**YOUR TASK**
Return the number of lines that include the string "TypeScript", without any other text.

---------- LISTED ENTRIES

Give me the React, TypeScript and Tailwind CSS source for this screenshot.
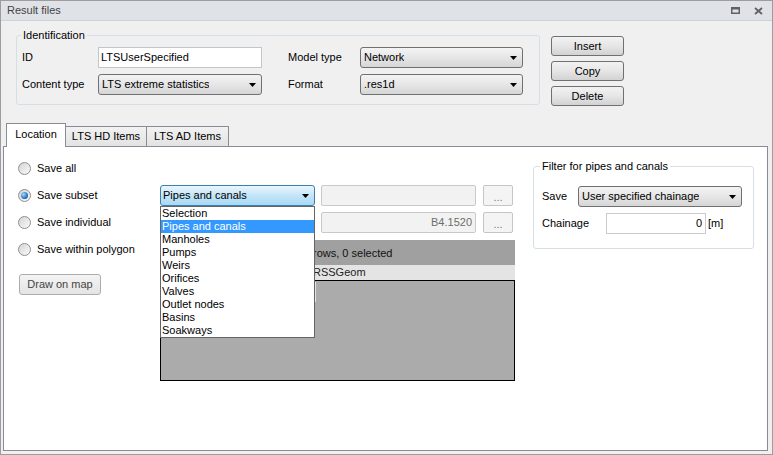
import React from "react";

const listItems = [
  "Selection",
  "Pipes and canals",
  "Manholes",
  "Pumps",
  "Weirs",
  "Orifices",
  "Valves",
  "Outlet nodes",
  "Basins",
  "Soakways",
];

function Arrow() {
  return (
    <svg width="7" height="4" viewBox="0 0 7 4" className="shrink-0">
      <polygon points="0,0 7,0 3.5,4" fill="#000" />
    </svg>
  );
}

function Combo({ value, width, focused }: { value: string; width: string; focused?: boolean }) {
  return (
    <div
      className={
        focused
          ? `flex h-[21px] items-center justify-between rounded-[3px] border border-[#3c7fb1] bg-linear-to-b from-[#eaf6fd] via-[#c4e5f8] to-[#a7d9f5] pl-[2px] pr-[5px] ${width}`
          : `flex h-[21px] items-center justify-between rounded-[3px] border border-[#707070] bg-linear-to-b from-[#f4f4f4] via-[#e6e6e6] to-[#d6d6d6] pl-[3px] pr-[5px] ${width}`
      }
    >
      <span className="truncate">{value}</span>
      <Arrow />
    </div>
  );
}

function PushButton({ label }: { label: string }) {
  return (
    <div className="flex h-[20px] w-[73px] items-center justify-center rounded-[3px] border border-[#707070] bg-linear-to-b from-[#f2f2f2] via-[#e6e6e6] to-[#d2d2d2]">
      {label}
    </div>
  );
}

function Radio({ label, checked }: { label: string; checked?: boolean }) {
  return (
    <div className="flex h-[27px] items-center">
      <span className="flex h-[13px] w-[13px] items-center justify-center rounded-full border border-[#8e8f8f] bg-linear-to-br from-[#d4d4d4] to-[#fafafa]">
        {checked && (
          <span className="h-[7px] w-[7px] rounded-full bg-[radial-gradient(circle_at_35%_35%,#9fdcff,#1b62b8_70%,#0d3f86)]" />
        )}
      </span>
      <span className="ml-[6px]">{label}</span>
    </div>
  );
}

function DotsButton() {
  return (
    <div className="ml-[7px] flex h-[21px] w-[30px] items-end justify-center rounded-[2px] border border-[#c5c5c5] bg-[#f4f4f4] pb-[4px] text-[#7a7a7a] leading-[8px]">
      ...
    </div>
  );
}

export default function App() {
  return (
    <div className="flex h-[455px] w-[773px] flex-col overflow-hidden border border-[#9c9c9c] bg-[#f0f0f0] font-['Liberation_Sans',Arial,sans-serif] text-[11px] leading-[13px] text-black">
      {/* title bar */}
      <div className="flex h-[20px] shrink-0 items-center justify-between border-b border-[#cdd1d8] bg-[#dfe2e7] pl-[6px] pr-[9px]">
        <span className="text-[#444]">Result files</span>
        <div className="flex items-center gap-[14px]">
          <svg width="9" height="7" viewBox="0 0 9 7">
            <rect x="0.75" y="0.75" width="7.5" height="5.5" fill="none" stroke="#5f6166" strokeWidth="1.5" />
            <rect x="0" y="0" width="9" height="2.5" fill="#5f6166" />
          </svg>
          <svg width="9" height="8" viewBox="0 0 9 8">
            <path d="M1 1 L8 7 M8 1 L1 7" stroke="#5f6166" strokeWidth="1.8" />
          </svg>
        </div>
      </div>

      {/* identification + buttons */}
      <div className="flex h-[102px] shrink-0 items-start pl-[15px] pt-[8px]">
        <fieldset className="h-[76px] w-[524px] rounded-[3px] border border-[#d5dfe5]">
          <legend className="ml-[4px] px-[2px] leading-[13px]">Identification</legend>
          <div className="ml-[5px] mt-[5px] grid grid-cols-[76px_164px_26px_72px_163px] items-center gap-y-[6px]">
            <span>ID</span>
            <div className="flex h-[21px] items-center border border-[#c2c5cc] bg-white pl-[2px]">LTSUserSpecified</div>
            <span />
            <span>Model type</span>
            <Combo value="Network" width="w-[163px]" />
            <span>Content type</span>
            <Combo value="LTS extreme statistics" width="w-[164px]" />
            <span />
            <span>Format</span>
            <Combo value=".res1d" width="w-[163px]" />
          </div>
        </fieldset>
        <div className="ml-[11px] mt-[7px] flex flex-col gap-[5px]">
          <PushButton label="Insert" />
          <PushButton label="Copy" />
          <PushButton label="Delete" />
        </div>
      </div>

      {/* tabs */}
      <div className="flex h-[23px] shrink-0 items-end pl-[5px]">
        <div className="relative z-10 -mb-[1px] flex h-[24px] w-[60px] items-center justify-center border border-b-0 border-[#898c95] bg-white pb-[2px]">
          Location
        </div>
        <div className="-ml-[1px] flex h-[20px] w-[82px] items-center justify-center border border-b-0 border-[#898c95] bg-linear-to-b from-[#f2f2f2] to-[#e3e3e3]">
          LTS HD Items
        </div>
        <div className="-ml-[1px] flex h-[20px] w-[83px] items-center justify-center border border-b-0 border-[#898c95] bg-linear-to-b from-[#f2f2f2] to-[#e3e3e3]">
          LTS AD Items
        </div>
      </div>

      {/* tab panel */}
      <div className="mb-[3px] ml-[2px] mr-[4px] flex flex-1 border border-[#898c95] bg-white">
        <div className="w-[156px] shrink-0 pl-[14px] pt-[8px]">
          <Radio label="Save all" />
          <Radio label="Save subset" checked />
          <Radio label="Save individual" />
          <Radio label="Save within polygon" />
          <div className="ml-[1px] mt-[11px] flex h-[21px] w-[82px] items-center justify-center rounded-[3px] border border-[#adadad] bg-linear-to-b from-[#f4f4f4] to-[#e4e4e4] text-[#444]">
            Draw on map
          </div>
        </div>

        <div className="w-[355px] shrink-0 pt-[38px]">
          <div className="flex items-center">
            <div className="relative">
              <Combo value="Pipes and canals" width="w-[155px]" focused />
              <div className="absolute left-0 top-[21px] z-20 w-[155px] border border-[#646464] bg-white">
                {listItems.map((item) => (
                  <div
                    key={item}
                    className={
                      item === "Pipes and canals"
                        ? "h-[13px] bg-[#3399ff] pl-[1px] leading-[13px] text-white"
                        : "h-[13px] pl-[1px] leading-[13px]"
                    }
                  >
                    {item}
                  </div>
                ))}
              </div>
            </div>
            <div className="ml-[6px] h-[21px] w-[155px] rounded-[2px] border border-[#c9c9c9] bg-[#f2f2f2]" />
            <DotsButton />
          </div>
          <div className="mt-[6px] flex items-center pl-[161px]">
            <div className="flex h-[21px] w-[155px] items-center justify-end rounded-[2px] border border-[#c9c9c9] bg-[#f2f2f2] pr-[3px] text-[#6d6d6d]">
              B4.1520
            </div>
            <DotsButton />
          </div>
          <div className="mt-[7px] w-[355px]">
            <div className="flex h-[25px] items-center bg-[#a0a0a0] pl-[153px] pt-[1px] text-[#111]">rows, 0 selected</div>
            <div className="flex h-[15px] items-center bg-[#e4e4e4] pl-[153px] text-[#222]">RSSGeom</div>
            <div className="flex h-[101px] items-start border border-black bg-[#ababab]">
              <div className="ml-[154px] mt-[1px] h-[20px] w-[1px] bg-[#e4e4e4]" />
            </div>
          </div>
        </div>

        <div className="ml-[18px] w-[221px] shrink-0 pt-[13px]">
          <fieldset className="h-[89px] w-[221px] rounded-[3px] border border-[#d5dfe5]">
            <legend className="ml-[6px] px-[2px] leading-[13px]">Filter for pipes and canals</legend>
            <div className="ml-[8px] mt-[13px] flex items-center">
              <span className="w-[36px]">Save</span>
              <Combo value="User specified chainage" width="w-[164px]" />
            </div>
            <div className="ml-[8px] mt-[6px] flex items-center">
              <span className="w-[64px]">Chainage</span>
              <div className="flex h-[21px] w-[100px] items-center justify-end border border-[#c9ccd2] bg-white pr-[3px]">0</div>
              <span className="ml-[2px]">[m]</span>
            </div>
          </fieldset>
        </div>
      </div>
    </div>
  );
}
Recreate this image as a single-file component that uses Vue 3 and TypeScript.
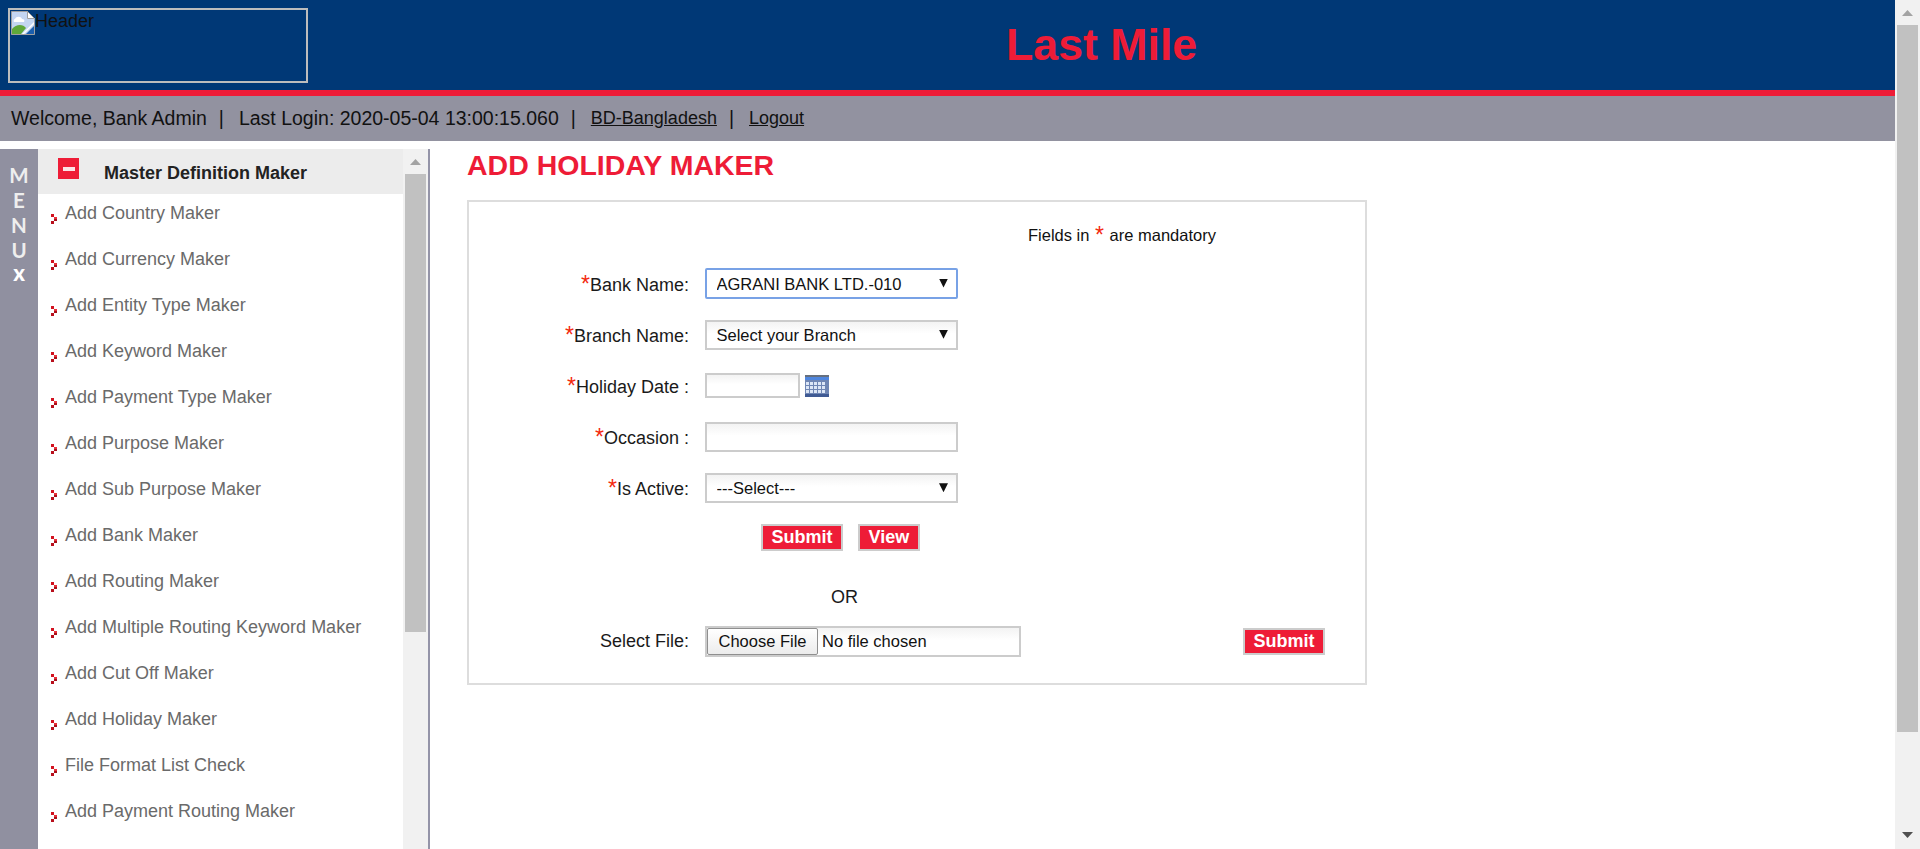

--------------------

**WRITTEN REPLY**
2